[Records with interface code]
>>>

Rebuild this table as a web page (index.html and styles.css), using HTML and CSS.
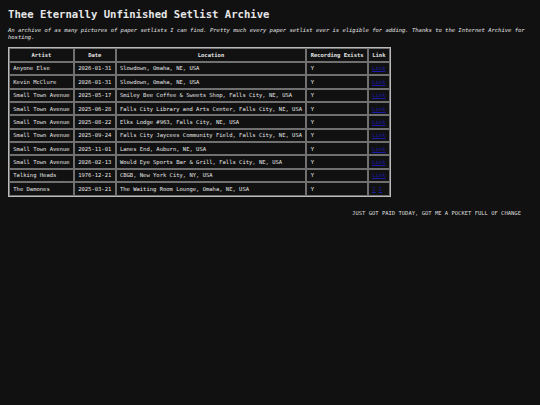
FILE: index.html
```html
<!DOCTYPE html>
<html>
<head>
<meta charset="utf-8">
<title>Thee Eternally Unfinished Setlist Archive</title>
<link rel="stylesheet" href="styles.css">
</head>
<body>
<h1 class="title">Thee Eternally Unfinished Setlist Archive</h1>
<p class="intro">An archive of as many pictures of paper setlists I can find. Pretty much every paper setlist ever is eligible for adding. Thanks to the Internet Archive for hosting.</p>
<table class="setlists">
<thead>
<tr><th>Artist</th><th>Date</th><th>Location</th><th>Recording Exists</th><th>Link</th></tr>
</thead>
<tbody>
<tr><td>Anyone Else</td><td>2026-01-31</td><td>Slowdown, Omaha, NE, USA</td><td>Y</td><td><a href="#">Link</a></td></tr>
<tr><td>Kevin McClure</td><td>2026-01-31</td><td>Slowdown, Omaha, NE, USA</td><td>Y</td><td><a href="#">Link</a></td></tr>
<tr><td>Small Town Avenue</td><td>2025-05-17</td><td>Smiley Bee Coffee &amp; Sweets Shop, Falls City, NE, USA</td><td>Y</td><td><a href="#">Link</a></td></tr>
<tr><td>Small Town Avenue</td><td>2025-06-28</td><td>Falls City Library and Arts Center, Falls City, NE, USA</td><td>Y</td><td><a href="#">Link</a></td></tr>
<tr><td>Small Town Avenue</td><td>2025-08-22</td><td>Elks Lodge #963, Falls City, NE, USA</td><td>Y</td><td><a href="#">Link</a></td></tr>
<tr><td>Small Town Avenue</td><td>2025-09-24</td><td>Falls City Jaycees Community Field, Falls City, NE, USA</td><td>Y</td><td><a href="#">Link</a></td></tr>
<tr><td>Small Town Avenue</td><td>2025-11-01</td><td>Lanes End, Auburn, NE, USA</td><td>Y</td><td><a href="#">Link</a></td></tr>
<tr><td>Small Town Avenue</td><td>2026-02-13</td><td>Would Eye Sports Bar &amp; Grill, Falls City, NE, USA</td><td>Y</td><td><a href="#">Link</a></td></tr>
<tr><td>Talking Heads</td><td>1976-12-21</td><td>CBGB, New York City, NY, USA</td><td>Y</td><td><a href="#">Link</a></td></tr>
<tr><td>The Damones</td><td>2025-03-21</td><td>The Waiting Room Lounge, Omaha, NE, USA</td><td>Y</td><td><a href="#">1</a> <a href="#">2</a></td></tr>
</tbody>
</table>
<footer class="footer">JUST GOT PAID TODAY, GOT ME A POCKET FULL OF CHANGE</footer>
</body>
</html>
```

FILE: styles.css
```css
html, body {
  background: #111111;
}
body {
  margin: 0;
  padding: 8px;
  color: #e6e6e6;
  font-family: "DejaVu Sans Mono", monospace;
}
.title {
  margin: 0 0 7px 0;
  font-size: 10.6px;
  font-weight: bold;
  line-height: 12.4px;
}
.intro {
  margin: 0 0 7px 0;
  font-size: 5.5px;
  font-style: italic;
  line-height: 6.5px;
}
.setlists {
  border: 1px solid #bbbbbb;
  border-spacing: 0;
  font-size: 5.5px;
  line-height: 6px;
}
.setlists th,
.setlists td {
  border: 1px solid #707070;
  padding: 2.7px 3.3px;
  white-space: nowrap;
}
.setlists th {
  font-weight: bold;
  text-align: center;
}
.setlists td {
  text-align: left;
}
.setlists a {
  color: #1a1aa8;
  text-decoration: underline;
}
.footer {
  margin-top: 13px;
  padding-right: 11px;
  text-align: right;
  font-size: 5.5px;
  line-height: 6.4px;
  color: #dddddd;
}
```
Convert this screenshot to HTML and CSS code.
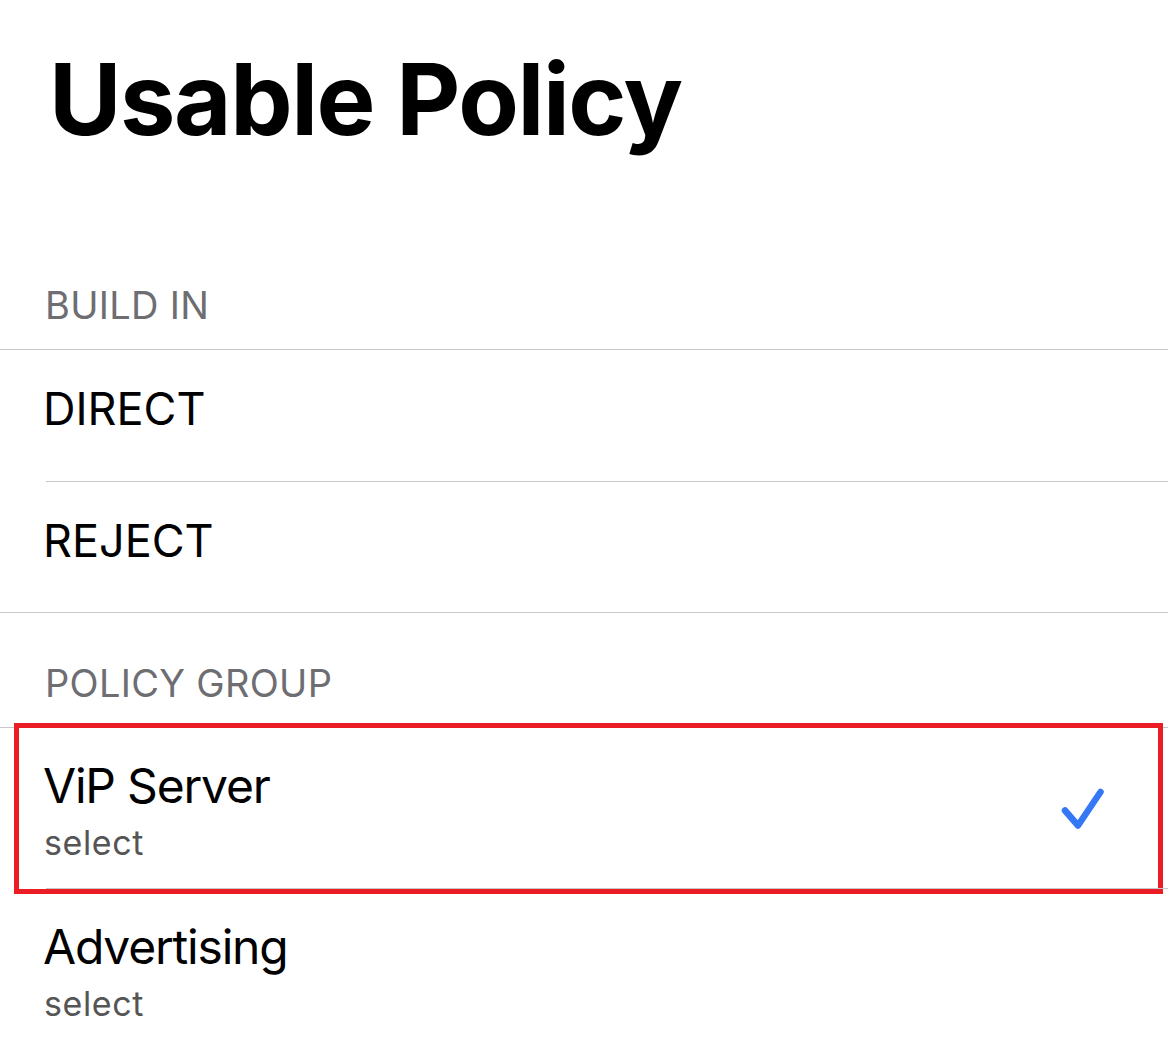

<<<

• [Set problem] Write out every record above exactly as it stands, but leave out the pictures.

• [Written response]
Rebuild this table as a web page (index.html and styles.css), using HTML and CSS.
FILE: index.html
```html
<!DOCTYPE html>
<html>
<head>
<meta charset="utf-8">
<title>Thee Eternally Unfinished Setlist Archive</title>
<link rel="stylesheet" href="styles.css">
</head>
<body>
<h1 class="title">Thee Eternally Unfinished Setlist Archive</h1>
<p class="intro">An archive of as many pictures of paper setlists I can find. Pretty much every paper setlist ever is eligible for adding. Thanks to the Internet Archive for hosting.</p>
<table class="setlists">
<thead>
<tr><th>Artist</th><th>Date</th><th>Location</th><th>Recording Exists</th><th>Link</th></tr>
</thead>
<tbody>
<tr><td>Anyone Else</td><td>2026-01-31</td><td>Slowdown, Omaha, NE, USA</td><td>Y</td><td><a href="#">Link</a></td></tr>
<tr><td>Kevin McClure</td><td>2026-01-31</td><td>Slowdown, Omaha, NE, USA</td><td>Y</td><td><a href="#">Link</a></td></tr>
<tr><td>Small Town Avenue</td><td>2025-05-17</td><td>Smiley Bee Coffee &amp; Sweets Shop, Falls City, NE, USA</td><td>Y</td><td><a href="#">Link</a></td></tr>
<tr><td>Small Town Avenue</td><td>2025-06-28</td><td>Falls City Library and Arts Center, Falls City, NE, USA</td><td>Y</td><td><a href="#">Link</a></td></tr>
<tr><td>Small Town Avenue</td><td>2025-08-22</td><td>Elks Lodge #963, Falls City, NE, USA</td><td>Y</td><td><a href="#">Link</a></td></tr>
<tr><td>Small Town Avenue</td><td>2025-09-24</td><td>Falls City Jaycees Community Field, Falls City, NE, USA</td><td>Y</td><td><a href="#">Link</a></td></tr>
<tr><td>Small Town Avenue</td><td>2025-11-01</td><td>Lanes End, Auburn, NE, USA</td><td>Y</td><td><a href="#">Link</a></td></tr>
<tr><td>Small Town Avenue</td><td>2026-02-13</td><td>Would Eye Sports Bar &amp; Grill, Falls City, NE, USA</td><td>Y</td><td><a href="#">Link</a></td></tr>
<tr><td>Talking Heads</td><td>1976-12-21</td><td>CBGB, New York City, NY, USA</td><td>Y</td><td><a href="#">Link</a></td></tr>
<tr><td>The Damones</td><td>2025-03-21</td><td>The Waiting Room Lounge, Omaha, NE, USA</td><td>Y</td><td><a href="#">1</a> <a href="#">2</a></td></tr>
</tbody>
</table>
<footer class="footer">JUST GOT PAID TODAY, GOT ME A POCKET FULL OF CHANGE</footer>
</body>
</html>
```

FILE: styles.css
```css
html, body {
  background: #111111;
}
body {
  margin: 0;
  padding: 8px;
  color: #e6e6e6;
  font-family: "DejaVu Sans Mono", monospace;
}
.title {
  margin: 0 0 7px 0;
  font-size: 10.6px;
  font-weight: bold;
  line-height: 12.4px;
}
.intro {
  margin: 0 0 7px 0;
  font-size: 5.5px;
  font-style: italic;
  line-height: 6.5px;
}
.setlists {
  border: 1px solid #bbbbbb;
  border-spacing: 0;
  font-size: 5.5px;
  line-height: 6px;
}
.setlists th,
.setlists td {
  border: 1px solid #707070;
  padding: 2.7px 3.3px;
  white-space: nowrap;
}
.setlists th {
  font-weight: bold;
  text-align: center;
}
.setlists td {
  text-align: left;
}
.setlists a {
  color: #1a1aa8;
  text-decoration: underline;
}
.footer {
  margin-top: 13px;
  padding-right: 11px;
  text-align: right;
  font-size: 5.5px;
  line-height: 6.4px;
  color: #dddddd;
}
```
Convert this screenshot to HTML and CSS code.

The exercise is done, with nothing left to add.